***** DATA BLOCK *****
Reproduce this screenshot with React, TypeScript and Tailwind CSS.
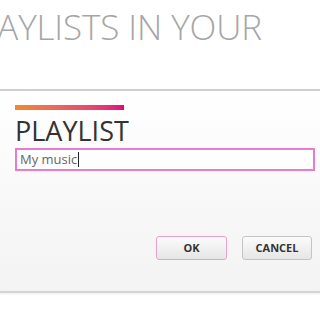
export default function App() {
  return (
    <div className="h-[320px] w-[320px] overflow-hidden bg-white font-['Open_Sans',sans-serif]">
      <div className="ml-[-41px] h-[89px] whitespace-nowrap pt-[5px] text-[35px] font-light leading-[43px] tracking-[-0.1px] text-[#a6a6a6]">
        PLAYLISTS IN YOUR
      </div>

      <div className="h-[204px] border-t-2 border-b-2 border-t-[#cfcfcf] border-b-[#d4d4d4] bg-gradient-to-b from-white to-[#f3f3f3] shadow-[0_1px_2px_rgba(0,0,0,0.08)]">
        <div className="pl-[15px] pr-[6px] pt-[14px]">
          <div className="h-[5px] w-[109px] bg-gradient-to-r from-[#f0892a] to-[#e0067e]" />
          <div className="mt-[4px] text-[27px] leading-[34px] text-[#333]">PLAYLIST</div>
          <div className="flex h-[23px] w-[300px] items-center border-2 border-[#e87ad0] bg-white pl-[3px] text-[13px] text-[#666]">
            My music
            <span className="ml-[1px] h-[15px] w-px bg-[#222]" />
          </div>
          <div className="mt-[65px] flex justify-end gap-[15px] pr-[2px]">
            <button
              type="button"
              className="h-[24px] w-[71px] rounded-[3px] border border-[#e9a0cf] bg-gradient-to-b from-[#fbfbfb] to-[#e6e6e6] text-[11px] font-bold text-[#333]"
            >
              OK
            </button>
            <button
              type="button"
              className="h-[24px] w-[70px] rounded-[3px] border border-[#c4c4c4] bg-gradient-to-b from-[#fbfbfb] to-[#e6e6e6] text-[11px] font-bold text-[#333]"
            >
              CANCEL
            </button>
          </div>
        </div>
      </div>
    </div>
  );
}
*****
[GOAL]
Write out every line above exactly as it is, leaving out the pictures.

[WORKED SOLUTION]
Reproduce this screenshot with React, TypeScript and Tailwind CSS.
export default function App() {
  return (
    <div className="h-[320px] w-[320px] overflow-hidden bg-white font-['Open_Sans',sans-serif]">
      <div className="ml-[-41px] h-[89px] whitespace-nowrap pt-[5px] text-[35px] font-light leading-[43px] tracking-[-0.1px] text-[#a6a6a6]">
        PLAYLISTS IN YOUR
      </div>

      <div className="h-[204px] border-t-2 border-b-2 border-t-[#cfcfcf] border-b-[#d4d4d4] bg-gradient-to-b from-white to-[#f3f3f3] shadow-[0_1px_2px_rgba(0,0,0,0.08)]">
        <div className="pl-[15px] pr-[6px] pt-[14px]">
          <div className="h-[5px] w-[109px] bg-gradient-to-r from-[#f0892a] to-[#e0067e]" />
          <div className="mt-[4px] text-[27px] leading-[34px] text-[#333]">PLAYLIST</div>
          <div className="flex h-[23px] w-[300px] items-center border-2 border-[#e87ad0] bg-white pl-[3px] text-[13px] text-[#666]">
            My music
            <span className="ml-[1px] h-[15px] w-px bg-[#222]" />
          </div>
          <div className="mt-[65px] flex justify-end gap-[15px] pr-[2px]">
            <button
              type="button"
              className="h-[24px] w-[71px] rounded-[3px] border border-[#e9a0cf] bg-gradient-to-b from-[#fbfbfb] to-[#e6e6e6] text-[11px] font-bold text-[#333]"
            >
              OK
            </button>
            <button
              type="button"
              className="h-[24px] w-[70px] rounded-[3px] border border-[#c4c4c4] bg-gradient-to-b from-[#fbfbfb] to-[#e6e6e6] text-[11px] font-bold text-[#333]"
            >
              CANCEL
            </button>
          </div>
        </div>
      </div>
    </div>
  );
}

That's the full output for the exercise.